The flow was a bit longwinded:

  • My browser on my desktop connected to my VPS host
  • My VPS host forwarded that to the WSL container on my desktop which returned a response
  • This was then proxied back to my browser

But it works seamlessly and is so easy to use!

I then realized I could secure my side project even further: I created a reads.ts.mhlakhani.com internal-only domain and nginx config, using the same auth settings as discussed above. But I changed it so that the admin endpoint is only available on the tailnet, and if I hit reads.mhlakhani.com/admin (off tailnet), it returns a 403.

Do we even need SSL now?

tailscale uses WireGuard and makes sure connections are encrypted, so in theory SSL is no longer needed and I could serve all my content over http and avoid bothering with certificates.

I started to do that, but ran into a few problems. First I'd still have to click past all the browser warnings regarding unsafe access (a bit annoying). Secondly, I had to add an insecure-registry option to all the machines accessing my docker registry. Lastly, and most annoyingly, docker still needs the registry to listen on port 443.

So I decided to go back to using SSL. Everything worked and it was great!

Or so I thought. I remembered that I had pre-existing certificates for most of these domains. Now that they were internal only, letsencrypt's automatic certificate renewal over http-01 challenges would no longer work (as it couldn't connect).

I had two options:

  1. Switch to using the tailscale domain names everywhere for my machines.
  2. Get letsencrypt certificate renewal working somehow.

I ended up going with the second option as I didn't want to change how I remember domains (and they are shorter). This was possible since I host my own DNS.

The solution was to use the dns-01 challenge with a custom script to update the relevant TXT records. I would normally recommend using this script but it didn't work for me as all my subdomains were just A records and not full blown zones.

I ended up cooking up a simple python script for this (based on that code) and using it with certbot:


#!/usr/bin/env python3

# To test:
# sudo certbot certonly --dry-run -d reads.ts.mhlakhani.com \
# --preferred-challenges dns --manual \
# --manual-auth-hook="/etc/nsd/letsencrypt-challenge.py" -v

from pathlib import Path
from datetime import datetime
import shutil
import subprocess
import os

def next_serial(n):
    base = datetime.now().strftime('%Y%m%d00')
    # day changed
    if int(base) > int(n):
        return base
    # Assume we don't do >100 a day
    else:
        return str(int(n)+1)

def update(zonefile, domain, challenge):
    path = Path(zonefile)
    shutil.copy(path, Path(zonefile + '.bak'))
    lines = path.read_text().splitlines()
    for i, line in enumerate(lines):
        if line.find('; serial number') != -1:
            serial = line.strip().split(';')[0].strip()
            serial = next_serial(serial)
            lines[i] = f'           {serial}  ; serial number'
        if line.find('_acme-challenge') != -1 and line.find(domain) != -1:
            lines[i] = f'_acme-challenge.{domain}. 60 IN TXT "{challenge}"'
    lines.append("")
    path.write_text('\n'.join(lines))

certbot_validation = os.getenv('CERTBOT_VALIDATION')
certbot_domain = os.getenv('CERTBOT_DOMAIN')
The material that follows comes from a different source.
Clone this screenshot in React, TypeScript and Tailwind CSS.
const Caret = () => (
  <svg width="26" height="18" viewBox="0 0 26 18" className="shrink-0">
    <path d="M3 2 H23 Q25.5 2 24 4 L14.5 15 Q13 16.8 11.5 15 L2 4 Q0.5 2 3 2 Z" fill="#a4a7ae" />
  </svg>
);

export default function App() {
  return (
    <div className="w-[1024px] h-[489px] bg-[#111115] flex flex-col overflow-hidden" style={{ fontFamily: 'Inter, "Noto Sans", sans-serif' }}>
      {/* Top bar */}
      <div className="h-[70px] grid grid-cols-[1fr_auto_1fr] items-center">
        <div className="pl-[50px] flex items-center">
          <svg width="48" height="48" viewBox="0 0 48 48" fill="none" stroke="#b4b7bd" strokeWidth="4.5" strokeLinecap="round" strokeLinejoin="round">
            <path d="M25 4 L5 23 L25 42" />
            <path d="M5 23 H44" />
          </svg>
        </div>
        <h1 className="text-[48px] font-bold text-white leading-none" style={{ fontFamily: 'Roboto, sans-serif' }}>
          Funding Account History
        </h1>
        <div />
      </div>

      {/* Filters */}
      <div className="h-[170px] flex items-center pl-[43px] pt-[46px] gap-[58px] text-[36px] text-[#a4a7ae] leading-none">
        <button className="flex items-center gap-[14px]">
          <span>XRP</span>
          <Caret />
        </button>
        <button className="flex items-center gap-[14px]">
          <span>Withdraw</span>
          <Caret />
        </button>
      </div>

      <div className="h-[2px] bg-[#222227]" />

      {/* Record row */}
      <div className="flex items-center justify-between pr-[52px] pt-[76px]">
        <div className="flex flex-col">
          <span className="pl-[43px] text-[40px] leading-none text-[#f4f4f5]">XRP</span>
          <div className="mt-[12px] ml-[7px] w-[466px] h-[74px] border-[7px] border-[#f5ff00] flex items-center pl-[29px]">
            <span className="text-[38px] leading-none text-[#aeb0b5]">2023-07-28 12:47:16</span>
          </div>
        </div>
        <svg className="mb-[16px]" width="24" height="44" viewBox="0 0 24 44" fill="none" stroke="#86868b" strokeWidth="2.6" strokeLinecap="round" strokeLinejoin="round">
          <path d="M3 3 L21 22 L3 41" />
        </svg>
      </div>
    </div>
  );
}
if certbot_validation != None:
    update(f'/etc/nsd/mhlakhani.com.zone', certbot_domain, certbot_validation)
    subprocess.run(['systemctl', 'reload', 'nsd'])
    subprocess.run(['systemctl', 'reload', 'nginx'])

This script automatically updates the relevant TXT record with the challenge and reloads the dns server so letsencrypt can verify I own the claimed domain and issue a certificate.

Everything can use SSL now and I don't have any warnings to click through!

Conclusion

It can be hard to set up personal developer infrastructure that's 1) productive, 2) easy to use and 3) secure. But it's definitely possible to do it, and tools like tailscale, gitea, and drone are easy enough to use that you can set them up in a day or two. You can then focus on truly enjoying side projects and being as productive on them as at $DAYJOB (with their developer infrastructure team(s)). Hopefully this guide helps you do that!

Many thanks to @maisem_ali for providing feedback on this post.